Bangerz opens with the strong ballad “Adore You,” which is admittedly a great start to a less than mediocre album. A mere three songs in, we’re introduced to a collaboration with an artist whose path Miley is clearly following closely. You may know her as the queen of the 90s, Miss Britney Spears. The track, “SMS (Bangerz),” is – not surprisingly – both catchy, and skanky. The collaboration boasts lyrics like “They ask me how I keep a man / I keep a battery pack” laid over echoes of the word “bangerz” (which is what, exactly?). While not a brilliant track by any means, this is sure to at least be a hit in the clubs because, Britney.

Moving through the album, save from the heartfelt and most talented song of them all “Wrecking Ball,” the middle of this album offers barely anything memorable. It is sloppy, boring, and offers no rhyme or reason for track placement.

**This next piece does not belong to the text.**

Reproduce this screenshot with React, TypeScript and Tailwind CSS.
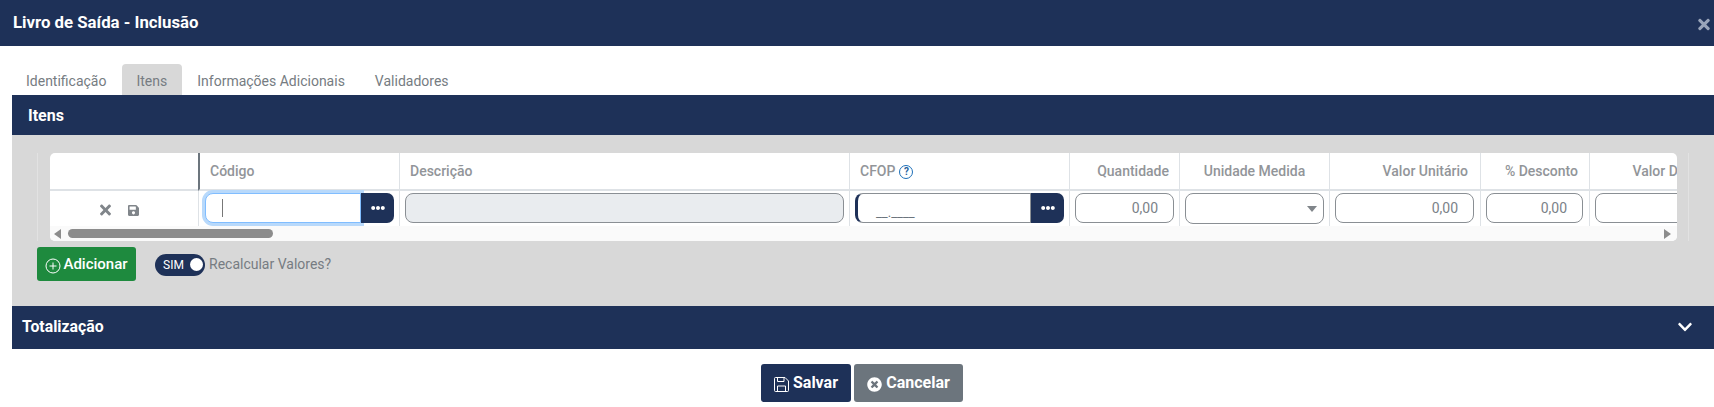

The exception to this observation is one standout track: “FU.” A collaboration with French Montana, which could have easily made its way on to The Great Gatsby soundtrack if timing had worked in its favor. Second only to “Wrecking Ball,” “FU” showcases Cyrus’s voice significantly better than any of its co-tracks. As Cyrus clearly scolds an ex-lover over an awesome beat, she shows listeners for only the second time on the album how great her voice truly is — and that she’s also battling a serious case of heartbreak.

What follows “FU” is truly unmemorable, and continues to change gears from ballads, to R&B, to some lackluster attempts at rap. She ends it all with a track featuring Ludacris.

Don’t get me wrong, this album is not all bad. It has some catchy songs, and it can easily be seen as a guilty pleasure. The main point here is that Cyrus knows what she’s doing with this album. Every little stunt, performance, and picture leading up to the release of this album was likely pre-meditated to ignite excitement around it — and it worked. But what she seem to have lost in this process was sight of her talent, which she absolutely possesses (just see her  for proof).

All in all, Bangerz is a wreck of an album, chalked up to the self-destruction of the wrecking ball in Miley’s hands. Ironically enough, “Wrecking Ball,” is by far the best track on the album. As a Miley fan myself, I really wanted to like this album, but I am disappointed to say that I can stop, and will stop listening.

Albeit catchy, and intriguing at times, the sloppiness of the album certainly outweighs the good. At this point all I can do is sit back, and hope that when she inevitably reinvents herself again, she’ll get back to her country roots, where her real talent lies…buried alongside Hannah Montana.